An Artificial Neural Network Based Methodology for the Prediction of Power & Torque Coefficients of a Two Bladed Airfoil Shaped H-Rotor

Abstract

An artificial neural network based model can effectively predict any functional relationship. In this paper, a neural network model is used to predict power coefficient and torque coefficient of a two bladed airfoil shaped H-rotor as function of different input parameters. The important input parameters considered are blade tip speed, free stream velocity with blockage and rotor inlet velocity. The values of all the process parameters are taken from the experimental work done on two-bladed airfoil shaped H-rotor. The rotor was earlier designed, fabricated, and tested in a subsonic wind tunnel available in the department. Since neural networks are good at interpolation, once the model is properly trained & tested, it has successfully interpolated the values of power and torque coefficients within an acceptable accuracy.

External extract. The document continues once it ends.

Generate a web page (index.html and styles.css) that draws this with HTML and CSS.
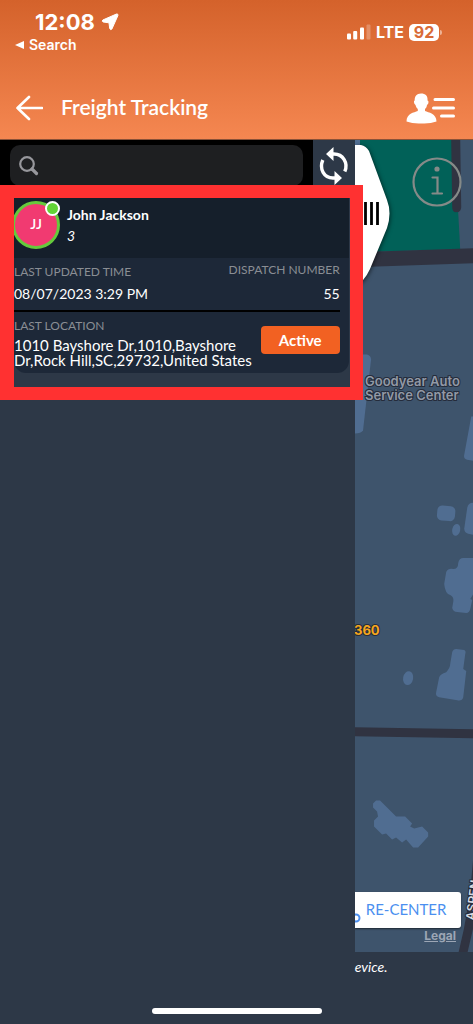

Initially, the op- timum no. of neurons in the hidden layer has been found out using hit and trial method by training the network using back propagation learning algorithm. The effect of increasing the size of training and testing data set is studied as well. It is found that only a single neuron has been able to predict both the coefficients successfully. A strategy has been developed to reduce both the training and testing errors. The root mean squared functional errors (rms error) of testing and training for power coefficient prediction are 0.0357 and 0.0387 respectively, while the corresponding values for torque coefficients are 0.0283 and 0.0449 respectively. The proposed methodology is fast and accurate. And testing error being less than the training error, makes the proposed algorithm a superior one.